BrittaP03 It is still a beautiful world. Be cheerful. Strive to be happy.
“Therefore I tell you, do not worry about your life, what you will eat or what you will drink, or about your body, what you will wear. Is not life more than food, and the body more than clothing? Look at the birds of the air; they neither sow nor reap nor gather into barns, and yet your heavenly Father feeds them. Are you not of more value than they? And can any of you by worrying add a single hour to your span of life? And why do you worry about clothing? Consider the lilies of the field, how they grow; they neither toil nor spin, yet I tell you, even Solomon in all his glory was not clothed like one of these.
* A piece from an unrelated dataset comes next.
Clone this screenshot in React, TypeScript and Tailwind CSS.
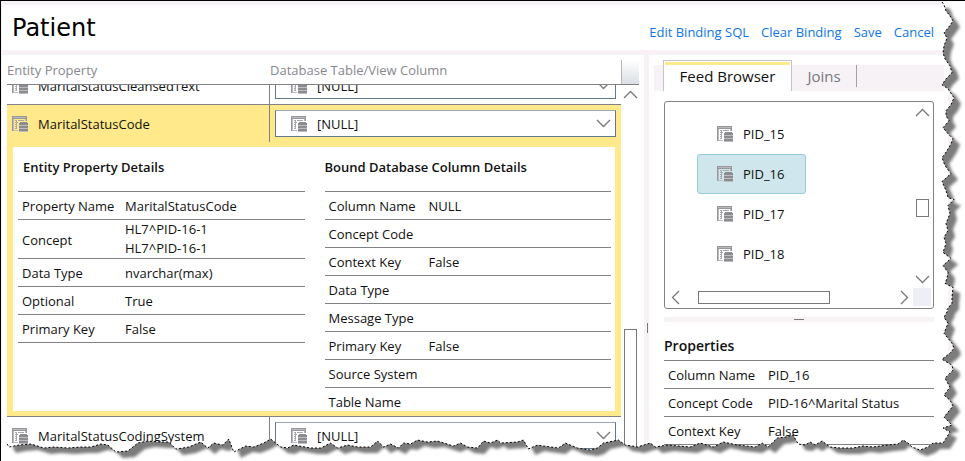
import React from "react";

type Row = { label: string; value?: string[] };

const entityRows: Row[] = [
  { label: "Property Name", value: ["MaritalStatusCode"] },
  { label: "Concept", value: ["HL7^PID-16-1", "HL7^PID-16-1"] },
  { label: "Data Type", value: ["nvarchar(max)"] },
  { label: "Optional", value: ["True"] },
  { label: "Primary Key", value: ["False"] },
];

const columnRows: Row[] = [
  { label: "Column Name", value: ["NULL"] },
  { label: "Concept Code" },
  { label: "Context Key", value: ["False"] },
  { label: "Data Type" },
  { label: "Message Type" },
  { label: "Primary Key", value: ["False"] },
  { label: "Source System" },
  { label: "Table Name" },
];

const feedRows: Row[] = [
  { label: "Column Name", value: ["PID_16"] },
  { label: "Concept Code", value: ["PID-16^Marital Status"] },
  { label: "Context Key", value: ["False"] },
];

function TableIcon() {
  return (
    <svg width="16" height="16" viewBox="0 0 16 16" className="shrink-0" shapeRendering="crispEdges" aria-hidden="true">
      <path fill="#96969b" d="M0 0h15v1H0zM0 1h1v14H0zM14 1h1v4h-1zM1 2h13v1H1z" />
      <path fill="#b9b9be" d="M1 1h13v1H1zM1 3h1v12H1zM13 3h1v2h-1zM2 14h4v1H2z" />
      <path fill="#a8a8ad" d="M3 4h2v1H3zM6 4h6v1H6zM3 6h1v1H3zM5 6h1v1H5zM3 8h2v1H3zM3 10h2v1H3zM3 12h2v1H3zM4 4h1v9H4z" />
      <path fill="#8b8b90" d="M8 6h7v1H8zM7 7h9v2H7zM7 10h9v2H7zM7 13h9v2H7z" />
      <path fill="#bcbcc1" d="M7 9h9v1H7zM7 12h9v1H7zM7 15h9v1H7z" />
    </svg>
  );
}

const chevrons = {
  up: "M0 7 6.500 0.500 13 7",
  down: "M0 0 6.500 6.500 13 0",
  left: "M7 0 0.500 6.500 7 13",
  right: "M0 0 6.500 6.500 0 13",
};

function Chevron({ dir }: { dir: keyof typeof chevrons }) {
  const flat = dir === "up" || dir === "down";
  return (
    <svg width={flat ? 13 : 7} height={flat ? 7 : 13} className="block shrink-0 overflow-visible" aria-hidden="true">
      <path d={chevrons[dir]} fill="none" stroke="#77777c" strokeWidth="1.3" />
    </svg>
  );
}

function Details({ rows, labelWidth, openEnd }: { rows: Row[]; labelWidth: string; openEnd?: boolean }) {
  return (
    <table className="w-full border-collapse text-left">
      <tbody>
        {rows.map((r, i) => (
          <tr
            key={r.label}
            className={openEnd && i === rows.length - 1 ? "h-7 border-t border-[#828286]" : "h-7 border-y border-[#828286]"}
          >
            <th scope="row" className={`${labelWidth} pl-1 pt-[2px] font-normal`}>{r.label}</th>
            <td className={r.value && r.value.length > 1 ? "" : "pt-[2px]"}>
              {r.value?.map((v, n) => (
                <div key={n} className="leading-[19px]">{v}</div>
              ))}
            </td>
          </tr>
        ))}
      </tbody>
    </table>
  );
}

function PropertyRow({ name }: { name: string }) {
  return (
    <div className="flex h-[37px] shrink-0">
      <div className="flex w-[262px] items-center gap-[10px] pl-[5px]">
        <TableIcon />
        <span className="truncate pt-[2px]">{name}</span>
      </div>
      <div className="flex flex-1 items-center border-l border-[#828286] pl-[5px] pr-[5px]">
        <label className="relative flex h-[27px] w-full items-center">
          <span className="pointer-events-none absolute left-4"><TableIcon /></span>
          <select
            aria-label={`${name} column`}
            className="h-full w-full appearance-none border border-[#64788c] border-t-[#9aa6b2] bg-white pl-[41px] pt-[2px] outline-none"
          >
            <option>[NULL]</option>
          </select>
          <span className="pointer-events-none absolute right-[6px]"><Chevron dir="down" /></span>
        </label>
      </div>
    </div>
  );
}

function TreeItem({ name, selected }: { name: string; selected?: boolean }) {
  return (
    <button
      className={
        selected
          ? "flex h-10 w-[109px] items-center gap-[10px] rounded-[3px] border border-[#93cdd8] bg-[#cfe6ed] pl-[19px]"
          : "flex h-10 w-[109px] items-center gap-[10px] border border-transparent pl-[19px]"
      }
    >
      <TableIcon />
      {name}
    </button>
  );
}

const edge =
  "942,1 944,4 946,10 950,15 953,20 948,27 944,32 947,37 944,45 943,52 945,58 950,65 952,72 946,78 942,84 948,88 954,97 951,104 946,110 946,115 949,120 943,127 948,133 953,138 950,145 945,153 942,157 945,165 951,173 942,181 946,190 948,197 954,199 948,205 950,213 946,223 948,230 944,237 946,243 943,252 951,258 943,265 948,272 947,278 945,283 953,287 952,297 952,303 947,309 948,310 944,317 948,323 944,333 952,343 954,348 950,353 942,359 952,365 953,370 945,378 950,387 944,395 950,400 953,406 944,417 952,425 943,428 950,432 943,443 " +
  "933,443 928,447 920,450 912,447 908,443 903,440 898,444 887,445 873,447 863,446 853,448 840,448 830,447 822,441 815,445 810,442 805,445 798,444 793,435 785,437 777,438 768,447 762,443 755,447 737,445 723,442 713,447 700,443 690,447 667,445 655,447 650,443 637,447 632,446 625,445 618,440 603,443 597,448 590,450 577,448 565,443 558,448 543,446 537,445 528,449 523,440 517,442 500,443 497,440 490,443 483,441 477,448 467,447 460,443 453,446 437,441 427,442 417,440 410,444 403,443 398,448 390,444 383,447 377,441 370,447 357,447 347,445 337,448 330,443 320,448 310,448 293,445 287,448 280,447 270,439 263,443 253,447 245,446 233,452 228,439 222,445 213,443 207,448 200,442 188,447 182,448 175,449 168,442 160,442 147,441 137,443 127,451 115,452 107,445 100,444 90,447 80,447 67,448 53,447 43,448 30,444 18,445 8,447 5,442";

function TornEdge() {
  return (
    <svg
      className="pointer-events-none absolute inset-0 h-full w-full"
      viewBox="0 0 965 461"
      preserveAspectRatio="none"
      aria-hidden="true"
    >
      <defs>
        <clipPath id="outside">
          <polygon points={`965,0 ${edge} 0,443 0,461 965,461`} />
        </clipPath>
        <filter id="soft" x="-5%" y="-5%" width="110%" height="110%">
          <feGaussianBlur stdDeviation="1.8" />
        </filter>
      </defs>
      <g clipPath="url(#outside)">
        <rect x="-2" y="-2" width="969" height="465" fill="#fff" />
        <polygon points={`0,0 ${edge} 5,430`} transform="translate(7 6)" fill="#7c7c7c" filter="url(#soft)" />
      </g>
      <polyline points={edge} fill="none" stroke="#000" strokeWidth="1" strokeDasharray="2 2" />
    </svg>
  );
}

export default function App() {
  return (
    <div className="relative flex h-screen flex-col overflow-hidden border-l border-t border-black bg-[#f7f2f6] pl-px pt-1 font-['Open_Sans','Noto_Sans',sans-serif] text-[13px] leading-[19px] text-[#111]">
      <header className="flex h-[45px] shrink-0 items-center justify-between bg-white pl-[10px] pr-[31px]">
        <h1 className="font-['DejaVu_Sans',sans-serif] text-2xl text-black">Patient</h1>
        <nav className="flex gap-3 pt-[10px] text-[#0f76e6]">
          <a href="#sql">Edit Binding SQL</a>
          <a href="#clear">Clear Binding</a>
          <a href="#save">Save</a>
          <a href="#cancel">Cancel</a>
        </nav>
      </header>

      <div className="mt-[5px] flex min-h-0 flex-1">
        <main className="flex min-w-0 flex-1 flex-col bg-white pl-[5px] pr-[5px]">
          <div className="flex h-[30px] shrink-0 items-end border-b border-[#828286] text-[#88888e]">
            <div className="w-[263px] pb-1">Entity Property</div>
            <div className="flex-1 pb-1">Database Table/View Column</div>
            <div className="h-6 w-[18px] border-l border-[#b4b4ba] bg-linear-to-b from-white to-[#dbe0e4]" />
          </div>
          <div className="flex min-h-0 flex-1">
            <div className="flex min-w-0 flex-1 flex-col overflow-hidden">
              <div className="flex h-5 shrink-0 flex-col justify-end overflow-hidden border-b border-[#828286]">
                <PropertyRow name="MaritalStatusCleansedText" />
              </div>
              <section className="shrink-0 border-b border-[#828286] bg-[#ffe98a]">
                <PropertyRow name="MaritalStatusCode" />
                <div className="px-[6px] pb-[5px] pt-[5px]">
                  <div className="flex h-[264px] gap-5 overflow-hidden bg-white pl-[5px] pr-1">
                    <div className="flex-1">
                      <h2 className="h-11 pl-[5px] pt-[11px] font-semibold">Entity Property Details</h2>
                      <Details rows={entityRows} labelWidth="w-[107px]" />
                    </div>
                    <div className="flex-1">
                      <h2 className="h-11 pt-[11px] font-semibold">Bound Database Column Details</h2>
                      <Details rows={columnRows} labelWidth="w-[104px]" openEnd />
                    </div>
                  </div>
                </div>
              </section>
              <PropertyRow name="MaritalStatusCodingSystem" />
            </div>
            <div className="flex w-[18px] flex-col items-center pt-[6px]">
              <Chevron dir="up" />
              <div className="mt-[231px] w-[13px] flex-1 border border-b-0 border-[#77777c]" />
            </div>
          </div>
        </main>

        <div className="flex w-[5px] shrink-0 justify-end pr-px pt-[268px]">
          <div className="h-[10px] w-px bg-[#77777c]" />
        </div>

        <aside className="mr-[17px] flex w-[299px] shrink-0 flex-col bg-white pl-[5px] pr-1">
          <div role="tablist" className="mt-[5px] flex h-[31px] shrink-0 items-end bg-linear-to-b from-white from-[5px] to-[#f7f2f6] to-[5px] pl-[9px] text-[15px]">
            <button role="tab" aria-selected="true" className="h-[31px] w-[129px] border border-b-0 border-[#c6c6ca] bg-white p-px text-[#111]">
              <span className="block h-full border-t-[3px] border-[#ffe98a] pt-[2px]">Feed Browser</span>
            </button>
            <button role="tab" aria-selected="false" className="mb-1 h-[22px] w-[65px] border-r border-[#a0a0a4] text-[#77777c]">Joins</button>
          </div>

          <div className="ml-[10px] mr-[10px] mt-[10px] flex h-[208px] shrink-0 flex-col rounded-[3px] border border-[#828286] pb-[2px] pl-px pr-[2px] pt-px">
            <div className="flex flex-1">
              <div className="flex flex-1 flex-col pl-[31px] pt-[11px]">
                <TreeItem name="PID_15" />
                <TreeItem name="PID_16" selected />
                <TreeItem name="PID_17" />
                <TreeItem name="PID_18" />
              </div>
              <div className="flex w-[18px] flex-col items-center pb-[5px] pt-[6px]">
                <Chevron dir="up" />
                <div className="mt-[83px] h-[18px] w-[13px] border border-[#77777c]" />
                <div className="flex-1" />
                <Chevron dir="down" />
              </div>
            </div>
            <div className="flex h-[18px] items-center">
              <div className="flex flex-1 items-center pl-[6px] pr-[5px]">
                <Chevron dir="left" />
                <div className="ml-[19px] h-[13px] w-[132px] border border-[#77777c]" />
                <div className="flex-1" />
                <Chevron dir="right" />
              </div>
              <div className="h-[18px] w-[18px] bg-[#eeeef8]" />
            </div>
          </div>

          <div className="ml-[10px] mr-[10px] mt-2 flex h-[5px] shrink-0 items-center justify-center bg-[#f7f2f6]">
            <div className="h-px w-[10px] bg-[#77777c]" />
          </div>

          <div className="ml-[10px] mr-[10px] pt-[14px]">
            <h2 className="h-6 text-sm font-semibold">Properties</h2>
            <Details rows={feedRows} labelWidth="w-[104px]" />
          </div>
        </aside>
      </div>

      <TornEdge />
    </div>
  );
}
But if God so clothes the grass of the field, which is alive today and tomorrow is thrown into the oven, will he not much more clothe you—you of little faith? Therefore do not worry, saying, `What will we eat?’ or `What will we drink?’ or `What will we wear?’ For it is the Gentiles who strive for all these things; and indeed your heavenly Father knows that you need all these things. But strive first for the kingdom of God and his righteousness, and all these things will be given to you as well.
“So do not worry about tomorrow, for tomorrow will bring worries of its own. Today’s trouble is enough for today.”
i really want to stop freaking out my cousin said she’s moving and i cant deal with it ive had family leave me in the past and this seems like to me it happing again i was a fool to allow myself to want to get close to my cuz and now ill prob never see her again she was helping me to deal with life so much now thats going to be gone i hate my self
Argh I freak out about everything! I can’t just let things go, I over analyse things in my head non stop. I lay awake most nights tossing and turning going over the most silliest things that have happened, are going to happen or might happen!